Our brief outing in a Lyriq at GM’s Warren Proving Ground revealed that while not the most dynamic of cars, it’s smooth and comfortable to drive. The 335bhp rear-wheel-drive powertrain (dual-motor versions will follow) deploys its power rapidly, while the ride is smooth and notably quiet. The 106kWh battery should give it a range of more than 300 miles, too.

Tipped to be GM’s European flagship, the Lyriq is related to a bold shooting brake, the Celestiq, that is due in 2024 – although this is a wholly different proposition. It’s a showcase of Cadillac’s true luxury credentials, a limited-production coachbuilt creation intended as a Bentley and Rolls-Royce rival, priced close to £250,000.

*Brightdrop exemplifies start-up mentality*

The best example of GM’s push to give its divisions a start-up mentality is Brightdrop, its new brand for electric last-mile delivery vehicles.

Born out of a GM innovation incubator, its senior managers are largely drawn from the tech industry. Boss Travis Katz, for instance, previously worked at Myspace and trip.com.

Brightdrop is developing a range of delivery vehicles, starting with the Zevo 600. This has all the hallmarks of a UPS or Fedex van – a large load bay with adaptable layouts, a practical, open cabin and a side-sliding driver’s door – but is built on GM’s Ultium EV platform, giving it a range of 250 miles.

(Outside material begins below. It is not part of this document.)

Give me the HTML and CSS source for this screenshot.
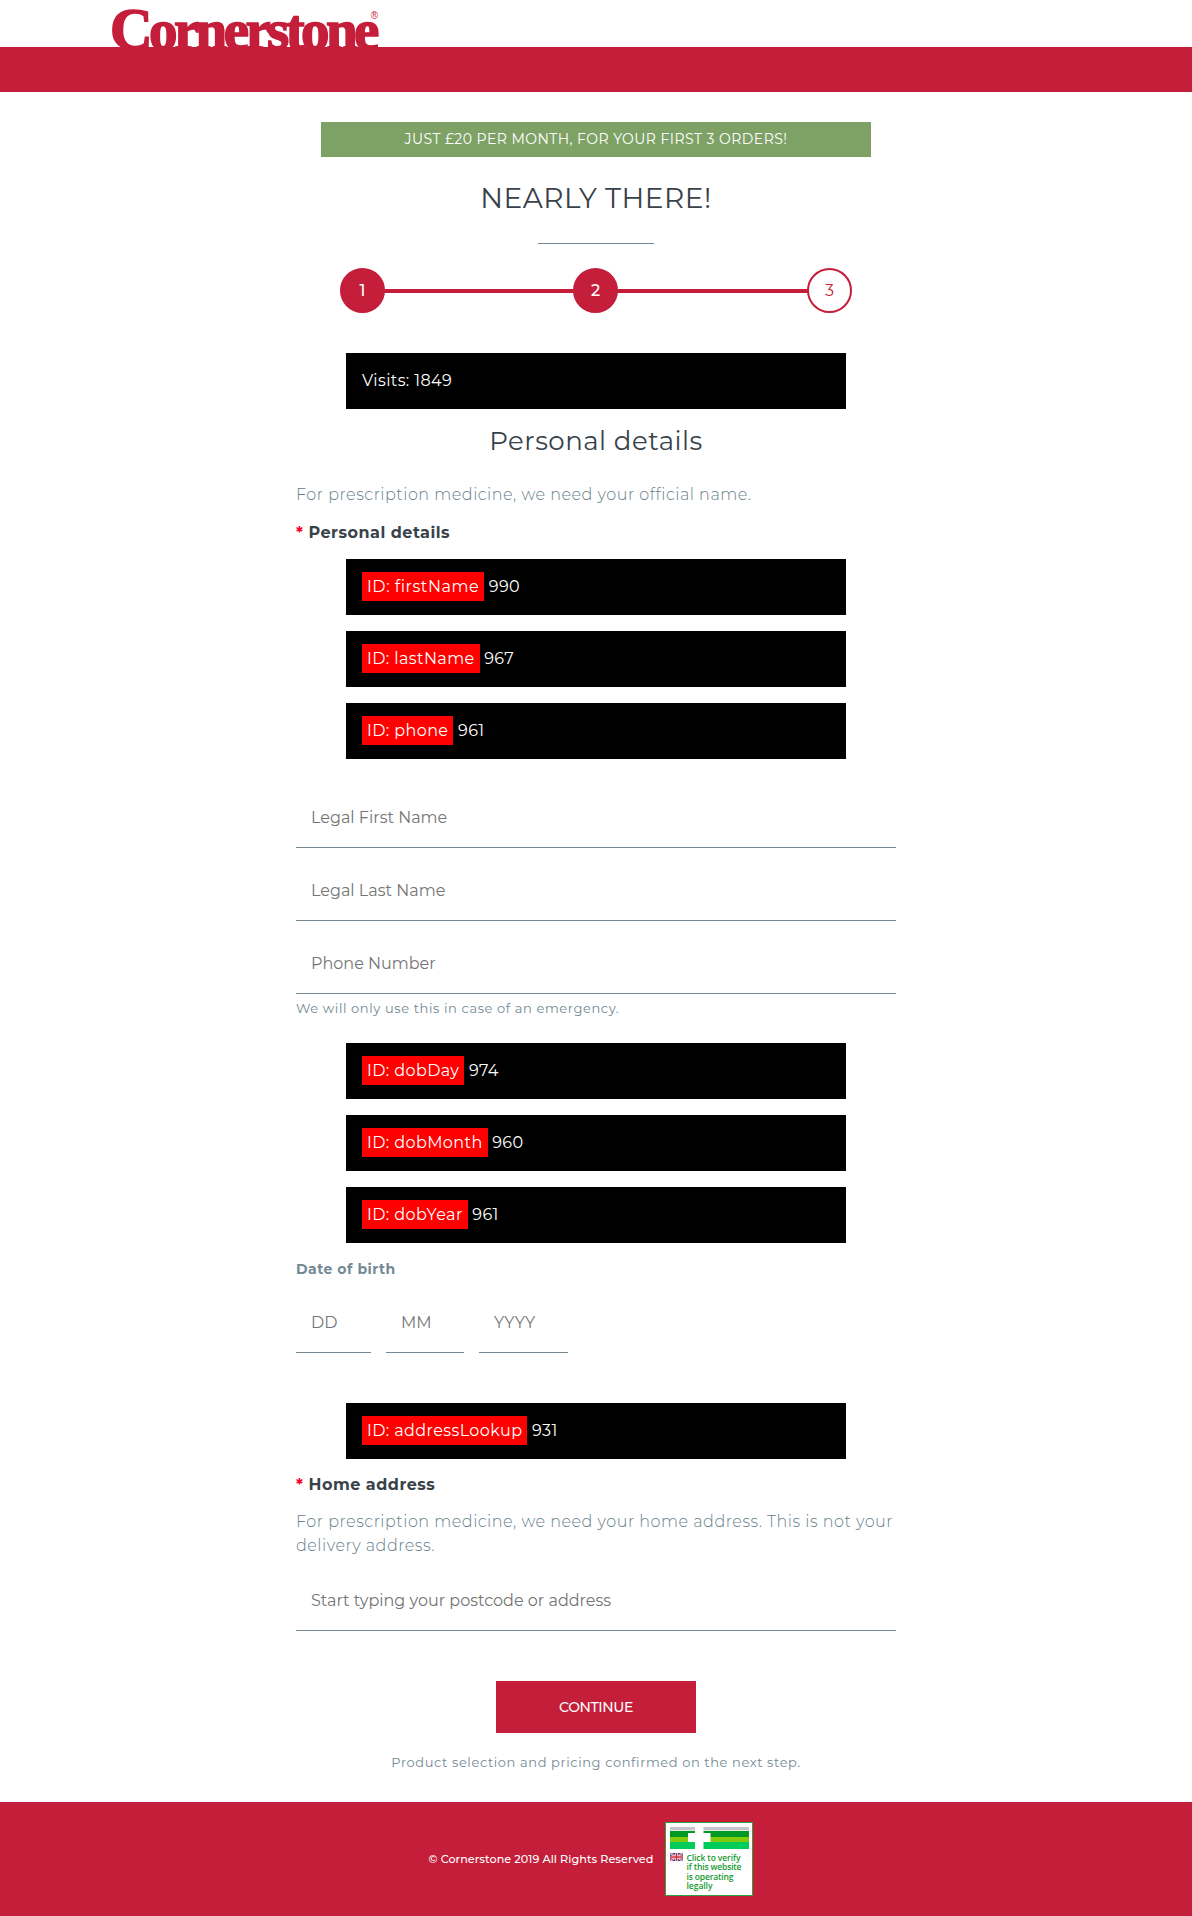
FILE: index.html
```html
<!DOCTYPE html>
<html lang="en">
<head>
<meta charset="utf-8">
<title>Cornerstone</title>
<link rel="stylesheet" href="styles.css">
</head>
<body>
<header class="header">
  <div class="brand"><span class="logo"><span class="cap">C</span>ornerstone</span><span class="reg">®</span></div>
  <div class="band"></div>
</header>
<main class="main">
  <div class="promo">JUST £20 PER MONTH, FOR YOUR FIRST 3 ORDERS!</div>
  <h1 class="title">NEARLY THERE!</h1>
  <div class="rule"></div>
  <div class="steps">
    <span class="step">1</span><span class="track"></span><span class="step">2</span><span class="track last"></span><span class="step next">3</span>
  </div>
  <div class="stat visits">Visits: 1849</div>
  <form class="form">
    <h2 class="subtitle">Personal details</h2>
    <p class="text intro">For prescription medicine, we need your official name.</p>
    <div class="label name-label"><span class="star">*</span> Personal details</div>
    <div class="stats name-stats">
      <div class="stat"><span class="tag first">ID: firstName</span> 990</div>
      <div class="stat"><span class="tag">ID: lastName</span> 967</div>
      <div class="stat"><span class="tag">ID: phone</span> 961</div>
    </div>
    <div class="fields">
      <input class="field" placeholder="Legal First Name">
      <input class="field" placeholder="Legal Last Name">
      <input class="field" placeholder="Phone Number">
    </div>
    <p class="small hint">We will only use this in case of an emergency.</p>
    <div class="stats dob-stats">
      <div class="stat"><span class="tag">ID: dobDay</span> 974</div>
      <div class="stat"><span class="tag">ID: dobMonth</span> 960</div>
      <div class="stat"><span class="tag">ID: dobYear</span> 961</div>
    </div>
    <div class="dob-label">Date of birth</div>
    <div class="dob">
      <input class="field day" placeholder="DD">
      <input class="field month" placeholder="MM">
      <input class="field year" placeholder="YYYY">
    </div>
    <div class="stat address-stat"><span class="tag">ID: addressLookup</span> 931</div>
    <div class="label home-label"><span class="star">*</span> Home address</div>
    <p class="text home-text">For prescription medicine, we need your home address. This is not your delivery address.</p>
    <input class="field address" placeholder="Start typing your postcode or address">
    <button class="button" type="button">CONTINUE</button>
    <p class="small note">Product selection and pricing confirmed on the next step.</p>
  </form>
</main>
<footer class="footer">
  <span class="copy">© Cornerstone 2019 All Rights Reserved</span>
  <svg class="badge" width="88" height="74" viewBox="0 0 88 74">
    <rect x=".5" y=".5" width="87" height="73" fill="#fff" stroke="#2fa044"/>
    <rect x="5" y="5" width="79" height="3.500" fill="#c6c7c8"/>
    <rect x="5" y="9" width="79" height="6" fill="#009a22"/>
    <rect x="5" y="15" width="79" height="5" fill="#80cc0c"/>
    <rect x="5" y="20" width="79" height="7" fill="#00cc5c"/>
    <path d="M30 4h8.500v7h7v9h-7v8h-8.500v-8h-7v-9h7z" fill="#fff"/>
    <g>
      <rect x="5" y="31" width="13" height="8" fill="#2b3f8c"/>
      <path d="M5 31l13 8M18 31l-13 8" stroke="#fff" stroke-width="1.800"/>
      <path d="M5 31l13 8M18 31l-13 8" stroke="#d8283c" stroke-width=".8"/>
      <path d="M11.500 31v8M5 35h13" stroke="#fff" stroke-width="2.600"/>
      <path d="M11.500 31v8M5 35h13" stroke="#d8283c" stroke-width="1.500"/>
    </g>
    <g class="badge-text">
      <text x="21.500" y="38.500" textLength="54">Click to verify</text>
      <text x="21.500" y="48" textLength="55">if this website</text>
      <text x="21.500" y="57.700" textLength="47">is operating</text>
      <text x="21.500" y="67.300" textLength="26">legally</text>
    </g>
  </svg>
</footer>
</body>
</html>
```
FILE: styles.css
```css
* { box-sizing: border-box; }
body {
  margin: 0;
  background: #fff;
  color: #38424a;
  font: 400 16px/24px Montserrat, Inter, sans-serif;
  letter-spacing: .4px;
}
h1, h2, p { margin: 0; font-weight: 400; }

.brand {
  display: flex;
  height: 47px;
  padding-left: 110px;
  color: #c41e3a;
}
.logo {
  font: 700 57px/60px "Liberation Serif", serif;
  letter-spacing: -3.6px;
  -webkit-text-stroke: 1.6px #c41e3a;
}
.cap { font-size: 59px; line-height: 1; }
.reg {
  margin-left: -5px;
  font: 10px/32px "Liberation Sans", sans-serif;
}
.band { height: 45px; background: #c41e3a; }

.main {
  display: flex;
  flex-direction: column;
  align-items: center;
  padding-top: 30px;
}
.promo {
  width: 550px;
  background: #7ea266;
  color: #fff;
  font-size: 14px;
  line-height: 35px;
  text-align: center;
  letter-spacing: .45px;
}
.title {
  margin-top: 21px;
  font-size: 28px;
  line-height: 40px;
  letter-spacing: .5px;
}
.rule {
  width: 116px;
  height: 1px;
  margin: 25px 0 24px;
  background: #738a94;
}
.steps {
  display: flex;
  align-items: center;
  width: 512px;
}
.step {
  width: 45px;
  height: 45px;
  border: 2px solid #c41e3a;
  border-radius: 50%;
  background: #c41e3a;
  color: #fff;
  font-weight: 500;
  line-height: 41px;
  text-align: center;
  letter-spacing: 0;
}
.step.next { background: #fff; color: #c41e3a; font-weight: 400; }
.track { flex: 0 0 190px; height: 4px; margin: 0 -1px; background: #c41e3a; }
.track.last { flex: 1; }

.stat {
  width: 500px;
  padding: 16px;
  background: #000;
  color: #fff;
}
.visits { margin-top: 40px; }
.tag { padding: 5px; background: #f00; }
.tag.first { letter-spacing: .54px; }
.stats {
  display: flex;
  flex-direction: column;
  align-items: center;
  gap: 16px;
}

.form {
  display: flex;
  flex-direction: column;
  width: 600px;
}
.subtitle {
  margin-top: 12px;
  font-size: 26px;
  line-height: 40px;
  letter-spacing: .5px;
  text-align: center;
}
.text { color: #68808b; font-weight: 300; letter-spacing: .51px; }
.intro { margin-top: 22px; }
.label { font-weight: 700; letter-spacing: .5px; }
.star { color: #f5002f; }
.name-label { margin-top: 14px; }
.name-stats { margin-top: 14px; }

.fields { display: flex; flex-direction: column; gap: 12px; margin-top: 28px; }
.field {
  width: 100%;
  height: 61px;
  padding: 0 15px;
  border: 0;
  border-bottom: 1px solid #738a94;
  background: transparent;
  font: 400 16px Montserrat, Inter, sans-serif;
}
.field::placeholder { color: #757575; }
.small {
  color: #738a94;
  font-size: 13px;
  line-height: 20px;
  letter-spacing: .6px;
}
.hint { margin-top: 4px; }
.dob-stats { margin-top: 25px; }
.dob-label {
  margin-top: 14px;
  color: #738a94;
  font-size: 14px;
  font-weight: 700;
  letter-spacing: .5px;
}
.dob { display: flex; gap: 15px; margin-top: 11px; }
.day { width: 75px; }
.month { width: 78px; }
.year { width: 89px; letter-spacing: -.4px; }
.address-stat { align-self: center; margin-top: 50px; }
.home-label { margin-top: 14px; }
.home-text { margin-top: 13px; }
.address { margin-top: 12px; }
.button {
  align-self: center;
  width: 200px;
  height: 52px;
  margin-top: 50px;
  border: 0;
  background: #c41e3a;
  color: #fff;
  font: 500 14px Montserrat, Inter, sans-serif;
  letter-spacing: -.4px;
}
.note { margin-top: 19px; text-align: center; }

.footer {
  display: flex;
  align-items: center;
  justify-content: center;
  height: 114px;
  margin-top: 30px;
  background: #c41e3a;
}
.copy {
  color: #fff;
  font-size: 11.2px;
  font-weight: 500;
  letter-spacing: .05px;
}
.badge { margin: 0 10px 0 12px; }
.badge-text {
  fill: #149a2e;
  font: 600 8.5px "Open Sans", sans-serif;
  letter-spacing: 0;
}
```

Notably, the Zevo 600 was developed in just 24 months – a record for a GM vehicle that the firm says was enabled both by Brightdrop’s start-up freedom and the resources of its parent firm. Indeed, it’s heavily based on the far less practical Hummer.

Brightdrop isn’t just about vehicles, either: it will offer a whole “delivery ecosystem”. That includes the Trace Pallet, a wheeled delivery crate that has an electric motor inside, meaning it can be pushed effortlessly at speeds of up to 3mph, so Brightdrop can deliver products even where vans can’t reach.